>> begin

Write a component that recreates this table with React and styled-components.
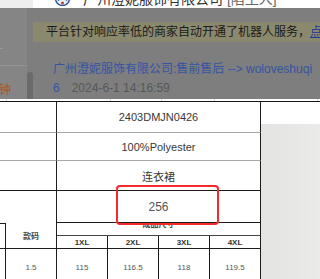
import React from "react";
import styled, { createGlobalStyle } from "styled-components";

const Global = createGlobalStyle`
  html, body { margin: 0; padding: 0; background: #fff; }
  body { font-family: "Liberation Sans", "Noto Sans CJK SC", sans-serif; }
  #root { width: 320px; height: 279px; overflow: hidden; }
`;

const Page = styled.div`
  width: 320px;
  height: 279px;
  overflow: hidden;
  display: flex;
  flex-direction: column;
  background: #fff;
`;

/* ---------- window title strip ---------- */
const TitleStrip = styled.div`
  height: 8px;
  flex: none;
  display: flex;
  overflow: hidden;
  background: #fff;
`;
const TitleSide = styled.div`
  width: 33px;
  flex: none;
  background: #eeeeee;
`;
const Avatar = styled.svg`
  flex: none;
  width: 15px;
  height: 15px;
  margin-left: 22px;
  margin-top: -9px;
`;
const TitleText = styled.span`
  margin-left: 13px;
  margin-top: -11px;
  font-size: 14px;
  line-height: 20px;
  color: #333;
  white-space: nowrap;
`;
const TitleTag = styled.span`
  color: #666;
`;

/* ---------- dimmed chat area ---------- */
const ChatArea = styled.div`
  height: 91px;
  flex: none;
  display: flex;
  background: #7e7e7e;
  overflow: hidden;
`;
const SideColumn = styled.div`
  width: 27px;
  flex: none;
  display: flex;
  flex-direction: column;
  background: #858585;
`;
const SideDash = styled.div`
  width: 3px;
  height: 1px;
  margin-top: 40px;
  background: #9a9a9a;
`;
const SideRule = styled.div`
  height: 1px;
  margin-top: 16px;
  background: #939393;
`;
const SideLabel = styled.div`
  margin-top: 17px;
  margin-left: -1px;
  font-size: 12px;
  line-height: 14px;
  color: #b0541f;
`;
const ScrollTrack = styled.div`
  width: 6px;
  flex: none;
  display: flex;
  flex-direction: column;
  justify-content: flex-end;
`;
const ScrollThumb = styled.div`
  height: 27px;
  background: #6b6b6b;
  border-radius: 3px 3px 0 0;
`;
const ChatMain = styled.div`
  flex: 1;
  min-width: 0;
  display: flex;
  flex-direction: column;
`;
const Banner = styled.div`
  margin-top: 14px;
  height: 20px;
  padding-left: 13px;
  background: #8a896e;
  font-size: 12px;
  line-height: 20px;
  color: #1a1a1a;
  white-space: nowrap;
  overflow: hidden;
`;
const BannerLink = styled.span`
  color: #1d3a9a;
  text-decoration: underline;
`;
const MessageLine = styled.div`
  margin-top: ${(p) => p.$gap}px;
  padding-left: 20px;
  font-size: 12px;
  line-height: 16px;
  color: ${(p) => p.$color};
  white-space: nowrap;
  overflow: hidden;
`;
const Count = styled.span`
  color: #3454a4;
  margin-right: 12px;
`;

/* ---------- faint grid strip above the sheet ---------- */
const GridStrip = styled.div`
  height: 2px;
  flex: none;
  display: flex;
  background: #fff;
`;
const FaintCell = styled.div`
  width: ${(p) => p.$w}px;
  flex: none;
  border-right: 1px solid #d6d6d6;
`;

/* ---------- spreadsheet ---------- */
const Sheet = styled.div`
  flex: 1;
  min-height: 0;
  display: flex;
  border-top: 1px solid #151515;
  overflow: hidden;
`;
const SheetGrid = styled.div`
  position: relative;
  width: 261px;
  flex: none;
  display: grid;
  grid-template-columns: 6px repeat(5, 51px);
  grid-template-rows: 31px 28px 30px 32px 13px 13px 36px;
  font-family: "Liberation Sans", "Noto Sans CJK SC", sans-serif;
`;
const Cell = styled.div`
  box-sizing: border-box;
  grid-column: ${(p) => p.$col};
  grid-row: ${(p) => p.$row};
  display: flex;
  align-items: center;
  justify-content: center;
  overflow: hidden;
  border-right: ${(p) => (p.$noRight ? "none" : "1px solid #1c1c1c")};
  border-bottom: ${(p) => (p.$bottom ? `1px solid ${p.$bottom}` : "none")};
  border-top: ${(p) => (p.$top ? `1px solid ${p.$top}` : "none")};
  font-size: ${(p) => p.$size || 11}px;
  font-weight: ${(p) => (p.$bold ? 700 : 400)};
  color: ${(p) => p.$color || "#383838"};
  white-space: nowrap;
`;
const ClippedHead = styled.div`
  box-sizing: border-box;
  grid-column: 3 / span 4;
  grid-row: 5;
  overflow: hidden;
  text-align: center;
  border-right: 1px solid #1c1c1c;
  border-bottom: 1px solid #444;
`;
const ClippedText = styled.div`
  margin-top: -2px;
  font-size: 8px;
  line-height: 8px;
  font-weight: 700;
  color: #444;
`;
const Highlight = styled.div`
  position: absolute;
  left: 116px;
  top: 83px;
  width: 103px;
  height: 40px;
  box-sizing: border-box;
  border: 2.5px solid #f7292b;
  border-radius: 4px;
  pointer-events: none;
`;
const PhotoColumn = styled.div`
  flex: 1;
  display: flex;
  flex-direction: column;
`;
const PhotoGap = styled.div`
  height: 22px;
  flex: none;
  background: #fff;
`;
const PhotoSurface = styled.div`
  flex: 1;
  background: linear-gradient(90deg, #e4e4e2 0%, #e7e7e5 60%, #ebebe9 100%);
`;

const upperRows = [
  { value: "2403DMJN0426", line: "#a8a8a8" },
  { value: "100%Polyester", line: "#a8a8a8" },
  { value: "连衣裙", line: "#1c1c1c" },
  { value: "256", line: "#1c1c1c", color: "#555", size: 12 },
];

const sizes = ["1XL", "2XL", "3XL", "4XL"];
const values = ["115", "116.5", "118", "119.5"];

export default function App() {
  return (
    <Page>
      <Global />
      <TitleStrip>
        <TitleSide />
        <Avatar viewBox="0 0 15 15">
          <circle cx="7.5" cy="7.5" r="7" fill="#eaf0fa" stroke="#2c4f9c" strokeWidth="1.4" />
          <path d="M3 9.5 Q7.5 4 12 9.5" fill="none" stroke="#2c4f9c" strokeWidth="1.5" />
          <circle cx="7.5" cy="12" r="1.6" fill="#c84a3a" />
        </Avatar>
        <TitleText>
          广州澄妮服饰有限公司 <TitleTag>[陷土人]</TitleTag>
        </TitleText>
      </TitleStrip>

      <ChatArea>
        <SideColumn>
          <SideDash />
          <SideRule />
          <SideLabel>钟</SideLabel>
        </SideColumn>
        <ScrollTrack>
          <ScrollThumb />
        </ScrollTrack>
        <ChatMain>
          <Banner>
            平台针对响应率低的商家自动开通了机器人服务，<BannerLink>点击查看</BannerLink>
          </Banner>
          <MessageLine $gap={19} $color="#3454a4">
            广州澄妮服饰有限公司:售前售后 --&gt; woloveshuqi
          </MessageLine>
          <MessageLine $gap={3} $color="#575757">
            <Count>6</Count>2024-6-1 14:16:59
          </MessageLine>
        </ChatMain>
      </ChatArea>

      <GridStrip>
        <FaintCell $w={6} />
        <FaintCell $w={103} />
        <FaintCell $w={50} />
        <FaintCell $w={52} />
        <FaintCell $w={102} />
      </GridStrip>

      <Sheet>
        <SheetGrid>
          {upperRows.map((r, i) => (
            <React.Fragment key={r.value}>
              <Cell
                $col="1 / span 2"
                $row={i + 1}
                $bottom={i === 3 ? null : r.line}
              />
              <Cell
                $col="3 / span 4"
                $row={i + 1}
                $bottom={r.line}
                $color={r.color}
                $size={r.size}
              >
                {r.value}
              </Cell>
            </React.Fragment>
          ))}

          <Cell $col={1} $row="5 / span 2" $top="#1c1c1c" $bottom="#1c1c1c" />
          <Cell $col={2} $row="5 / span 2" $bottom="#1c1c1c" $size={8} $bold $color="#444">
            款码
          </Cell>
          <ClippedHead>
            <ClippedText>成品尺寸</ClippedText>
          </ClippedHead>
          {sizes.map((s, i) => (
            <Cell key={s} $col={i + 3} $row={6} $bottom="#1c1c1c" $size={8} $bold $color="#333">
              {s}
            </Cell>
          ))}

          <Cell $col={1} $row={7} />
          <Cell $col={2} $row={7} $size={8} $color="#555">
            1.5
          </Cell>
          {values.map((v, i) => (
            <Cell key={v} $col={i + 3} $row={7} $size={8} $color="#555">
              {v}
            </Cell>
          ))}

          <Highlight />
        </SheetGrid>
        <PhotoColumn>
          <PhotoGap />
          <PhotoSurface />
        </PhotoColumn>
      </Sheet>
    </Page>
  );
}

>> end

**Required task**:
Return from the data every line that holds "React".

**The result**:
Write a component that recreates this table with React and styled-components.
import React from "react";
            <React.Fragment key={r.value}>
            </React.Fragment>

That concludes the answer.